In a recent film, Witness to Apartheid by Sharon Sopher, we have an account of tortured bodies as memories. The film portrays excessive violence and brutality on the part of the South African police. In several telling sequences young South Africans show body wounds that were stitched without anesthetic, as a form of torture. In one instance a young man was even able to move the skull-plate on the top of his head, which had been broken by the police.

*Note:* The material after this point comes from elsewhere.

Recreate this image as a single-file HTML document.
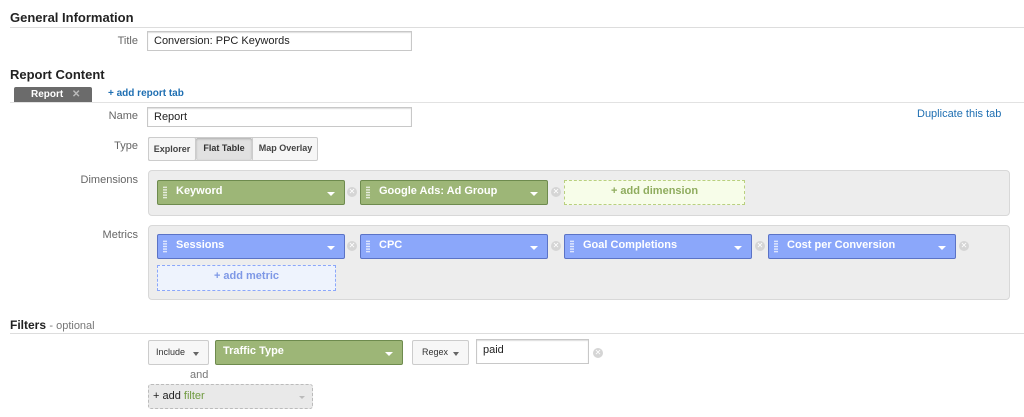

These violated and tortured bodies, more than any written form, reveal the law of the land. But in another sense they mark the index of a world yet to come. For the flip-side of such memory, born out of suffering and pain, is ferocious and unyielding. These young South Africans, though physically brutalized, openly confess their determi­nation to fight back even if it means joining the ranks of those who have already fallen. We are thus witnessing the re-emergence of new persons in Africa, who perhaps represent the climax of a long struggle that began with the invasion of the continent, and the kidnapping of her sons and daughters to faraway places, five hundred years ago.

This example makes abundantly clear that it is perhaps time to re-think and re-evaluate our understanding of our intellectual activity. The intellectuals are our neglected poets, filmmakers, historians and anonymous fighters, who have shown that the true slums and ghettos of the world are not those we define economically, but rather those in the minds of us who lose sleep because of the fear of the hungry and the dispossessed.

The 'wretched of the earth', who still inhabit the ghettos and the barrios, the shanty towns and the medinas, the factories and working districts are both the subjects and the critics of Third Cinema. They have always '[smelled] history in the wind'. Third Cinema, as guardian of popular memory, is an account and record of their visual poetics, their contemporary folklore and mythology, and above all their testimony of existence and struggle. Third Cinema, therefore, serves not only to rescue memories, but rather, and more significantly, to give history a push and popular memory a future.